If your business is already leveraging public cloud heavily, part of the problem becomes easier.
Remember those native capabilities I mentioned earlier that the CSPs built? Services like VDI are already in place and ready to deploy and scale quickly. Same with VPN, and other services to support a remote workforce. However, as we’ve seen all too often in the news, public cloud services are only as secure as you make them. A phrase I’ve heard before and rings true is “Public Cloud providers give you all the rope you need”. The technological capabilities – and security controls to protect them – are usually well-defined and well-built.

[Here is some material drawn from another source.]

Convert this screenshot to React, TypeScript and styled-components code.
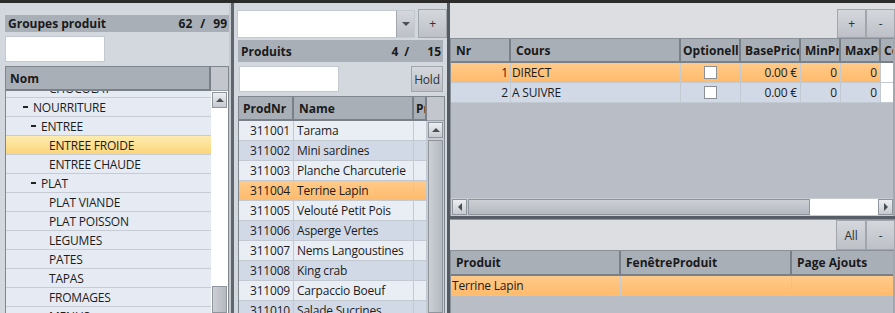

But they rely on the user to follow appropriate steps to actually do the right things and put those defensive capabilities in place!
What does all of this mean, and how does your company identify and manage these risks?
While there are a huge number of considerations and risks to be evaluated, quantified, accepted, denied, and so on, – start by breaking the problem down into the four main areas discussed above:
- Clearly define your priorities.
- Identify the types of employees you are solving for, using simple and logical criteria (I chose sophistication of tooling and data access needs, this may not be the right fit for your business).
- Understand the specific technologies and tools used by these groups and where they live – e.g. in data centers, on public cloud, SaaS.
- Look for opportunities to leverage native cloud-based tooling where possible, and take the time to understand how those tools are managed and secured well ahead of adoption.
As I mentioned earlier, this is not meant to be a “how to” guide. Every business is different, and the challenges associated with remote work manifest in many different ways. But every problem has a solution! Take the time to assess and understand the scope of the challenge. Break it up into digestible chunks. Tackle each area, and keep in mind that a “one size fits all” approach may not be feasible and multiple solutions may have to come together in the larger scenario in order for your business to effectively and securely manage a remote workforce.